AUSTIN, Texas – The University of Texas at Austin has launched a new online portal tracking hospital capacity in 22 regions throughout the state and using that data to predict what's next to come with the pandemic.


What You Need To Know

  • Portal available for anyone in the public to use

  • Shows hospital and ICU capacity per region

  • Predicts whether pandemic numbers are rising or falling

The portal was created by the school’s COVID-19 Modeling Consortium and launched Monday.

According to the university, researchers combine data on how many people are hospitalized in a region with anonymous cellphone mobility data in those same areas to predict how the pandemic might progress.

The school first used this technique with data in the Austin area. Lauren Ancel Meyers, director of the UT COVID-19 modeling consortium and a professor of integrative biology explains the data can be used to help make decisions for how individual communities should move forward during the pandemic.

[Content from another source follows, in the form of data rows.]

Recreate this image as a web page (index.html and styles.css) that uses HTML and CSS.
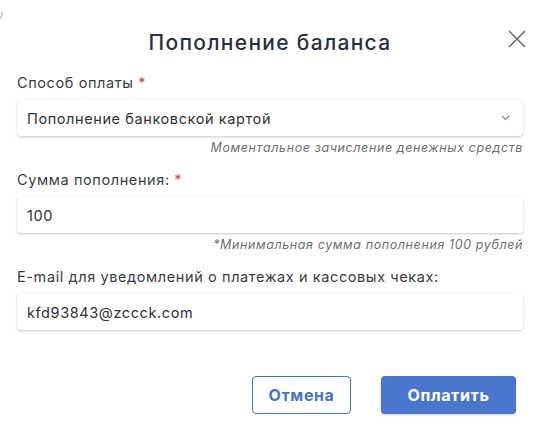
FILE: index.html
```html
<!DOCTYPE html>
<html lang="ru">
<head>
<meta charset="utf-8">
<link rel="stylesheet" href="styles.css">
</head>
<body>
<div class="stray">/</div>
<div class="dialog">
  <header class="head">
    <h1 class="title">Пополнение баланса</h1>
    <button class="close" aria-label="Закрыть">
      <svg width="18" height="18" viewBox="0 0 18 18"><path d="M1 1L17 17M17 1L1 17" stroke="#6b6f75" stroke-width="1.6" fill="none"/></svg>
    </button>
  </header>
  <div class="field">
    <label class="label">Способ оплаты <span class="req">*</span></label>
    <div class="box select">
      <span>Пополнение банковской картой</span>
      <svg class="chev" width="9" height="6" viewBox="0 0 9 6"><path d="M1 1L4.5 4.5L8 1" stroke="#6a7bb8" stroke-width="1.1" fill="none"/></svg>
    </div>
    <div class="hint">Моментальное зачисление денежных средств</div>
  </div>
  <div class="field">
    <label class="label">Сумма пополнения: <span class="req">*</span></label>
    <div class="box">100</div>
    <div class="hint">*Минимальная сумма пополнения 100 рублей</div>
  </div>
  <div class="field">
    <label class="label">E-mail для уведомлений о платежах и кассовых чеках:</label>
    <div class="box">kfd93843@zccck.com</div>
  </div>
  <div class="actions">
    <button class="btn btn-outline">Отмена</button>
    <button class="btn btn-primary">Оплатить</button>
  </div>
</div>
</body>
</html>
```
FILE: styles.css
```css
html, body {
  margin: 0;
  padding: 0;
  background: #ffffff;
}
body {
  font-family: Inter, "Noto Sans", sans-serif;
  color: #2f3237;
  width: 540px;
  height: 435px;
  overflow: hidden;
  position: relative;
}
.stray {
  position: absolute;
  left: 0;
  top: 10px;
  font-size: 8px;
  line-height: 10px;
  color: #777;
}
.dialog {
  padding: 0 17px 0 17px;
}
.head {
  display: flex;
  justify-content: center;
  align-items: center;
  position: relative;
  height: 84px;
}
.title {
  margin: 0;
  font-size: 21px;
  font-weight: 500;
  color: #283142;
  letter-spacing: 1.3px;
}
.close {
  position: absolute;
  right: -3px;
  top: 30px;
  background: none;
  border: 0;
  padding: 0;
  width: 18px;
  height: 18px;
}
.field {
  display: flex;
  flex-direction: column;
}
.label {
  font-size: 14.5px;
  letter-spacing: 0.6px;
  color: #3a3d42;
  line-height: 18px;
  margin-top: -10px;
  margin-bottom: 8px;
}
.req { color: #e5484d; }
.box {
  height: 36px;
  border-radius: 4px;
  box-shadow: 0 1px 3px rgba(0,0,0,0.22), 0 0 1px rgba(0,0,0,0.06);
  background: #fff;
  display: flex;
  align-items: center;
  padding: 0 10px;
  font-size: 14.5px;
  letter-spacing: 0.6px;
  color: #2f3237;
}
.select { justify-content: space-between; padding-right: 13px; }
.hint {
  align-self: flex-end;
  font-size: 12.5px;
  letter-spacing: 0.6px;
  font-style: italic;
  color: #6d7075;
  margin-top: 4px;
  line-height: 15px;
  margin-bottom: 26px;
}
.actions {
  display: flex;
  justify-content: flex-end;
  gap: 30px;
  margin-top: 46px;
  padding-right: 7px;
}
.btn {
  height: 38px;
  border-radius: 4px;
  font-family: inherit;
  font-size: 16px;
  letter-spacing: 0.6px;
  font-weight: 700;
}
.btn-outline {
  width: 99px;
  background: #fff;
  color: #4a73c6;
  border: 1px solid #4a73c6;
}
.btn-primary {
  width: 135px;
  background: #4a76cf;
  color: #fff;
  border: 0;
  box-shadow: 0 1px 2px rgba(0,0,0,0.2);
}
```
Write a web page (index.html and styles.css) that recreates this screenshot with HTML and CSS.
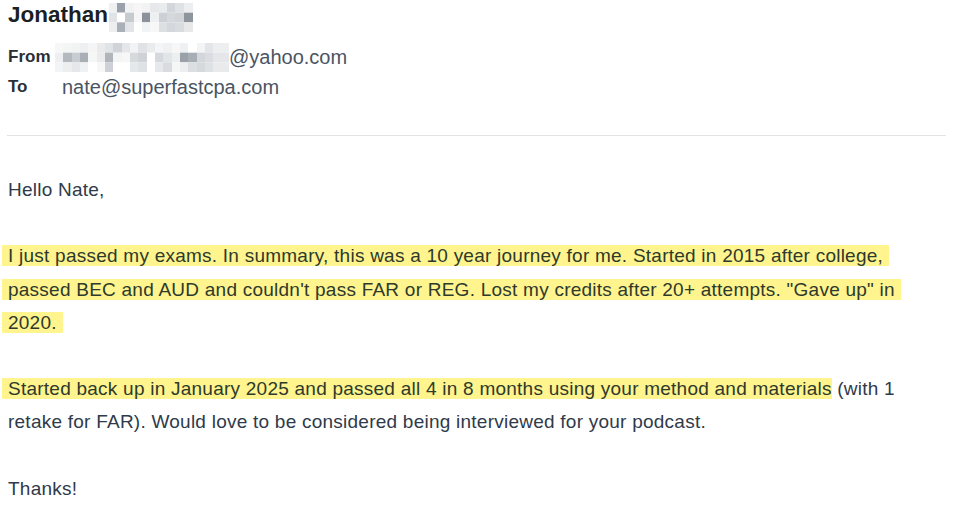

“This provides important information for navigating the pandemic in the months ahead,” Meyers said in a news release. “People across the state can use this data to track the risks in their own community and decide when it may be time to enact or relax control measures.”

If you’re looking at the data, one of the first numbers you want to look for is the reproduction number, known as R(t) according to researchers.

Once you select a specific location in the portal, you’ll notice that number on the left under the drop down if you’re viewing on a desktop computer.

Screenshot of part of the The University of Texas COVID-19 Modeling Consortium's online portal for the Austin-area on September 15, 2020. (Courtesy: UT Austin)

The reproduction number is the likelihood of someone with COVID-19 infecting another person. If that number is one, that means someone is likely to infect one other person. If that number is greater than one, researchers say the pandemic is likely on the rise in the area. If it’s less than one, then the pandemic may be declining.

Researchers with the project, though, say that if people keep up “mitigating behavior,” like social distancing and mask wearing, it’s unlikely that the state will reach hospital or ICU capacity this September.

“There is some concern that when the flu season picks up, as it usually does, some of the hospital and ICU capacity could be taken up by flu cases, leaving less room for COVID-19 patients,” said Spencer Fox, associate director of the UT COVID-19 Modeling Consortium in a press release.